En Algérie, le peuple s’est mobilisé pacifiquement et a obtenu le départ du président Abdelaziz Bouteflika…

Le mot qui me vient à l’esprit est « vertigineux ». C’est une révolution de velours qui a fait sortir l’Algérie de son invisibilité. Comme souvent, des régimes dits « de fer » se révèlent être des régimes de verre. Là, il a suffi qu’un peuple se mobilise pour le faire tomber.

Mais il va falloir qu’une figure incarne le renouveau démocratique en un laps de temps record, sans l’aide de personne, parce que les Algériens veulent la chute de tout le système.

Plus au sud, au Mali et au Burkina Faso, on assiste à une flambée de violence intercommunautaire. Comment y mettre un terme ?

Les attaques qui ont été perpétrées ont été effroyables. Il y a un ciblage méthodique, et même, par endroits, des relents d’épuration ethnique. Il faut réagir tout de suite et renforcer les états, parce que c’est sur leur faiblesse que prospèrent les groupes jihadistes et les milices. J’ajoute que ce qui se passe dans le Sahel a des conséquences sur les trottoirs de Paris. Et que tout cela s’explique notamment par la déstabilisation de la Libye.

>>> À LIRE – Violences intercommunautaires dans le centre du Mali : le président IBK face à l’indicible

Quelles erreurs ont été commises lors de l’intervention militaire en Libye, en 2011 ?

Quand l’intervention a eu lieu, je me suis demandé ce qui était prévu pour la suite. Cela n’a pas été pensé, d’où le chaos. J’aurais plutôt été favorable à la capture de Mouammar Kadhafi, afin qu’il soit jugé. La Libye est un pays fait de clans, d’ethnies, de villages et de tribus. Aujourd’hui, on ne sait plus qui joue quel rôle.

La Turquie, la Russie ou des États du Golfe investissent de plus en plus le continent. Craignez-vous ces guerres d’influence ?

L’Afrique a toujours fait l’objet des convoitises internationales. Ce n’est pas nouveau, et il est plutôt sain que l’Afrique ne s’enferme pas dans un tête-à-tête avec ses anciens colonisateurs. La politique française est en décalage avec les nouvelles réalités africaines, et cela dure depuis les indépendances. En 2008, l’appareil diplomatique et économique français s’est recentré vers l’Asie, alors que c’est à ce moment que l’Afrique décollait. Résultat : l’histoire qui est en train de s’écrire en Afrique échappe à la France.

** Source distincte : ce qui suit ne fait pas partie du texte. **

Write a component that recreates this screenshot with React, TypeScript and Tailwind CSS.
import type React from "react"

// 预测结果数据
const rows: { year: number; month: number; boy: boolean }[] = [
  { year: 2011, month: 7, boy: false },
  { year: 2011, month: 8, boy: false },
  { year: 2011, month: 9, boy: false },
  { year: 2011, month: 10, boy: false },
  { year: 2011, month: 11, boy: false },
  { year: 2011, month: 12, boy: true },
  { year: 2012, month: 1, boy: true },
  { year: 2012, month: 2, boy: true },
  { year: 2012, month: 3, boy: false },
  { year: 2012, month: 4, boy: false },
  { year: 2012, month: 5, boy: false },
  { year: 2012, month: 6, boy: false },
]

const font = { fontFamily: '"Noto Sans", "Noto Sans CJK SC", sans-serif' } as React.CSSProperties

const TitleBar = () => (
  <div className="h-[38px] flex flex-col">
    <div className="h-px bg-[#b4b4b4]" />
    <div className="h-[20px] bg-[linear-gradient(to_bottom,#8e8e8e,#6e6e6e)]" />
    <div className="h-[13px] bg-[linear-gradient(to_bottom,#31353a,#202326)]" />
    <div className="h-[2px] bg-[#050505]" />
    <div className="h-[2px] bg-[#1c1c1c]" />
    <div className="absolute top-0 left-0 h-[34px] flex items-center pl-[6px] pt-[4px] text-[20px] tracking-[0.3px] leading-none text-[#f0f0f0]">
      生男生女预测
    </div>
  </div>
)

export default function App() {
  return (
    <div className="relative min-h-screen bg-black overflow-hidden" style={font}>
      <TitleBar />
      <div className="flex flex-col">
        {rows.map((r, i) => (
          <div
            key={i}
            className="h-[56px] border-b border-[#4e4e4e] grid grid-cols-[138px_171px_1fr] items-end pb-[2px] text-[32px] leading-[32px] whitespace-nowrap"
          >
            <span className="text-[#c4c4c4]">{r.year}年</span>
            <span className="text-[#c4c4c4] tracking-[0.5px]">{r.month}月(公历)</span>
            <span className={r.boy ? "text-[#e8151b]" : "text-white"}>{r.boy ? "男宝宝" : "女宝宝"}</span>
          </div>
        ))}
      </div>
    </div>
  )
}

Voyez-vous des changements dans les relations franco-africaines depuis l’élection d’Emmanuel Macron ?

Il a beaucoup joué la carte d’une rupture générationnelle, et, de fait, il y a des choses intéressantes qui ont été lancées, comme le travail sur la mémoire. Ce sujet a souvent été négligé, mais lui l’a saisi à bras-le-corps. Cela s’est traduit par la reconnaissance de la responsabilité de la France dans la mort de Maurice Audin et dans l’annonce de la restitution des œuvres d’art africaines. C’est une véritable avancée. Les choses vont en revanche plus lentement concernant l’affaire Ben Barka ou la déclassification des documents concernant Thomas Sankara.

Concernant le Rwanda aussi…

Emmanuel Macron était pourtant bien parti en soutenant l’élection de Louise Mushikiwabo [ex-ministre rwandaise des Affaires étrangères] à la tête de la Francophonie. Mais, au moment où l’on commémore le génocide des Tutsis, il ne va pas au Rwanda et envoie pour représenter la France le député Hervé Berville, sous prétexte qu’il est tutsi…

La Françafrique est-elle terminée ?

Il y a des étrangetés qui font encore « vieux monde », comme lors de l’intervention militaire française au Tchad début février. Mais l’expression même de « politique africaine de la France » a quelque chose de suranné. Les relations franco-­africaines doivent être repensées. Il faudrait un Erasmus francophone et mettre en place une politique plus souple en matière de délivrance des visas… Le problème, c’est qu’Emmanuel Macron, de même que les autres dirigeants européens, est sous la pression des populistes. C’est pour cela que les priorités se concentrent sur l’immigration et le terrorisme.

Pourriez-vous revenir en politique ?

Il ne faut jamais jurer de rien, mais je n’en ai ni l’envie ni l’intention. Se présenter à l’élection présidentielle a été un pas important. Il n’y a rien au-dessus de cette élection. Pour moi, c’est cette élection ou rien.